Planterz that about sums it up, but which is the more comfortable material Zytel or G10? Some mentioned that G10 was pretty rough, and I think I have already tried a fixed knife using G10 which was a bit rough for handle. I haven't tried Zytel yet, or at least I am pretty sure I haven't but I will be trying it out once my Lake 111 comes in.

That really depends on the specific brand and knife the G10 is used on. G10 can be polished and look as shiny as anything. Most of the time it's textured for grippiness. Spyderco, for example, has a pretty fine texture that gives you grip but it's not aggressive, so it doesn't wear out your pockets. Some knives, like the Kershaw Offset, has very aggressive texturing, and can chew up your pockets in short time. It really does vary knife-by-knife.

FRN, even very aggressively textured, won't be as hard on your pocket as similarly textured G10. Even though it's reinforced by fiberglass, being mostly plastic, FRN "feels" like plastic.

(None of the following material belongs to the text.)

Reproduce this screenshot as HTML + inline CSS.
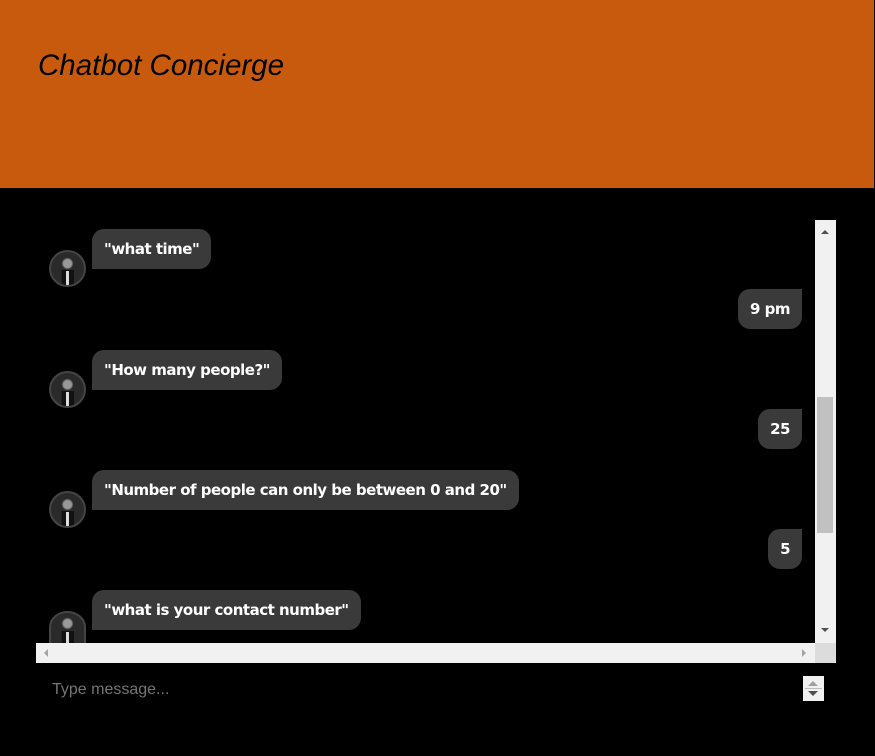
<!DOCTYPE html><html><head><style>
body{margin:0;width:875px;height:756px;background:#000;position:relative;overflow:hidden;font-family:"Liberation Sans",sans-serif}
.hdr{position:absolute;left:0;top:0;width:874px;height:188px;background:#c85a0d}
.hdr h1{position:absolute;left:38px;top:49px;margin:0;font-size:29.5px;font-style:italic;font-weight:normal;color:#000}
.b{position:absolute;height:40px;line-height:40px;background:#3a3a3a;color:#fff;font-family:"DejaVu Sans",sans-serif;font-weight:bold;font-size:15px;padding:0 12px;border-radius:12px;white-space:nowrap;letter-spacing:-0.5px}
.bot{left:92px;border-bottom-left-radius:0}
.usr{right:73px;border-top-right-radius:0}
.av{position:absolute;left:49px;width:33px;height:33px;border-radius:50%;border:2px solid #444;background:radial-gradient(circle at 50% 35%,#999 0 4px,#2a2a2a 6px),#2a2a2a;overflow:hidden}
.av:after{content:"";position:absolute;left:10px;top:18px;width:12px;height:15px;background:#111;border-left:1px solid #222}
.av:before{content:"";position:absolute;left:15px;top:19px;width:3px;height:14px;background:#ddd;z-index:1}
.vs{position:absolute;left:815px;top:220px;width:21px;height:423px;background:#f1f1f1}
.th{position:absolute;left:817px;top:397px;width:16px;height:136px;background:#c1c1c1}
.hs{position:absolute;left:36px;top:643px;width:779px;height:20px;background:#f1f1f1}
.cor{position:absolute;left:815px;top:643px;width:21px;height:20px;background:#dcdcdc}
.tri{position:absolute;width:0;height:0}
</style></head><body>
<div class="hdr"><h1>Chatbot Concierge</h1></div>
<div class="b bot" style="top:229px">"what time"</div><div class="av" style="top:250px"></div>
<div class="b usr" style="top:289px">9 pm</div>
<div class="b bot" style="top:350px">"How many people?"</div><div class="av" style="top:371px"></div>
<div class="b usr" style="top:409px">25</div>
<div class="b bot" style="top:470px">"Number of people can only be between 0 and 20"</div><div class="av" style="top:491px"></div>
<div class="b usr" style="top:529px">5</div>
<div class="b bot" style="top:590px">"what is your contact number"</div><div class="av" style="top:611px;height:30px;border-bottom:none;border-radius:50% 50% 0 0"></div>
<div class="vs"></div><div class="th"></div>
<div class="tri" style="left:821px;top:230px;border:4px solid transparent;border-top:0;border-bottom:4px solid #505050"></div>
<div class="tri" style="left:821px;top:628px;border:4px solid transparent;border-bottom:0;border-top:4px solid #505050"></div>
<div class="hs"></div><div class="cor"></div>
<div class="tri" style="left:44px;top:649px;border:4px solid transparent;border-left:0;border-right:4px solid #a3a3a3"></div>
<div class="tri" style="left:802px;top:649px;border:4px solid transparent;border-right:0;border-left:4px solid #a3a3a3"></div>
<div style="position:absolute;left:52px;top:681px;color:#757575;font-size:16px">Type message...</div>
<div style="position:absolute;left:803px;top:676px;width:21px;height:25px;background:#f1f1f1"></div>
<div class="tri" style="left:808px;top:681px;border:5px solid transparent;border-top:0;border-bottom:5px solid #a0a0a0"></div>
<div style="position:absolute;left:805px;top:688px;width:17px;height:1px;background:#bbb"></div>
<div class="tri" style="left:808px;top:691px;border:5px solid transparent;border-bottom:0;border-top:5px solid #505050"></div>
</body></html>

That said, FRN vs G10 really is a choice of preference. G10 is obviously the higher quality, stronger, more durable material, but that doesn't necessarily make it "better". I carry a FRN Spyderco with me every day, a Tasman Salt. If it were made in a G10 version, I probably wouldn't carry it, even though G10 is certainly a "better" material. I carry it inside my waistband, so the rounded edges and softness of the plastic make it comfortable to carry this way. The same knife with G10 handles probably wouldn't be good to carry this way at all. But if it were a choice between G10 and FRN for a knife to carry in my pocket, I would prefer G10 or CF pretty much 10 times out of 10, although again, that depends on what the specific knife/knives are available in.

If I were you, I'd go to a knife shop and hold knives in various handle materials, just so you can get a feel for them. You can look at pictures on the internet and talk to people on forums, but there's no substitute for first-person experience.